James Hetfield might be the frontman for one of rock’s most formidable entities, but when it comes to stage patter he's a bit of a corn dog. "I have an announcement to make," said the faux-hawked singer and rhythm guitarist Wednesday, commencing the first of his band's two night's at the Forum. "Metallica is alive and well and ready to kick some. . . . " Finishing his thought with a mild expletive, Hetfield sounded more like a bridegroom who'd grabbed the microphone at a wedding reception than like a knight of the Heavy Metal round table. But it didn't matter. At a Metallica concert, actions speak louder than words.

The California band, which razed and reconstructed the edifice of heavy metal in the 1980s only to grow sluggish and surly in the decade following, has returned this year with a strong new album, “Death Magnetic,” and a stated desire to recommit -- to its audience, its trademark "heavy" sound and itself.

Metalgal

This tour, and particularly the shows at L.A.'s iconic arena for hard rock, furthered the band's renewal in several ways.

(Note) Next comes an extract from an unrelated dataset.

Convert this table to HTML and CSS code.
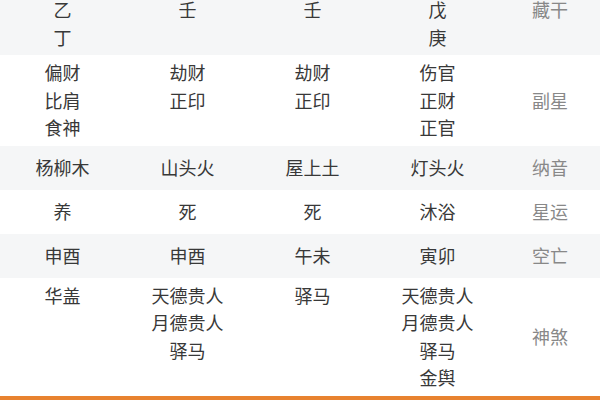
FILE: index.html
```html
<!DOCTYPE html>
<html lang="zh">
<head>
<meta charset="utf-8">
<link rel="stylesheet" href="styles.css">
</head>
<body>
<table class="bazi">
  <colgroup>
    <col class="c-data"><col class="c-data"><col class="c-data"><col class="c-data"><col class="c-label">
  </colgroup>
  <tr class="row gray">
    <td>乙<br>丁</td>
    <td>壬</td>
    <td>壬</td>
    <td>戊<br>庚</td>
    <td class="label top">藏干</td>
  </tr>
  <tr class="row">
    <td>偏财<br>比肩<br>食神</td>
    <td>劫财<br>正印</td>
    <td>劫财<br>正印</td>
    <td>伤官<br>正财<br>正官</td>
    <td class="label">副星</td>
  </tr>
  <tr class="row gray single">
    <td>杨柳木</td>
    <td>山头火</td>
    <td>屋上土</td>
    <td>灯头火</td>
    <td class="label">纳音</td>
  </tr>
  <tr class="row single">
    <td>养</td>
    <td>死</td>
    <td>死</td>
    <td>沐浴</td>
    <td class="label">星运</td>
  </tr>
  <tr class="row gray single">
    <td>申酉</td>
    <td>申酉</td>
    <td>午未</td>
    <td>寅卯</td>
    <td class="label">空亡</td>
  </tr>
  <tr class="row">
    <td>华盖</td>
    <td>天德贵人<br>月德贵人<br>驿马</td>
    <td>驿马</td>
    <td>天德贵人<br>月德贵人<br>驿马<br>金舆</td>
    <td class="label">神煞</td>
  </tr>
</table>
<div class="bar"></div>
</body>
</html>
```
FILE: styles.css
```css
html, body {
  margin: 0;
  padding: 0;
  background: #ffffff;
}
body {
  width: 600px;
  height: 400px;
  overflow: hidden;
  font-family: "Noto Sans CJK SC", "Noto Sans", sans-serif;
}
.bazi {
  width: 600px;
  margin-top: -8px;
  border-collapse: collapse;
  table-layout: fixed;
}
.c-data { width: 125px; }
.c-label { width: 100px; }
.row { height: 44px; }
.row.gray { background: #f5f6f7; }
.bazi td {
  padding: 4px 0;
  text-align: center;
  vertical-align: top;
  font-size: 18px;
  line-height: 27.5px;
  color: #383838;
}
.bazi .single td { vertical-align: middle; }
.bazi td.label {
  color: #888888;
  vertical-align: middle;
}
.bazi td.label.top { vertical-align: top; }
.bar {
  height: 6px;
  background: #e8822f;
}
```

In two hours that relied on no filler beyond Hetfield's amiable admonitions, the four members of Metallica played at top volume with focused ease and strength, right on top of the crowd but in unbreakable communion with one another. The performance made a musical case for the band's new songs by juxtaposing them with favorites from throughout the group's nearly 30-year career, unleashing the powerful exchange of energies that defines Metallica's purpose and its appeal.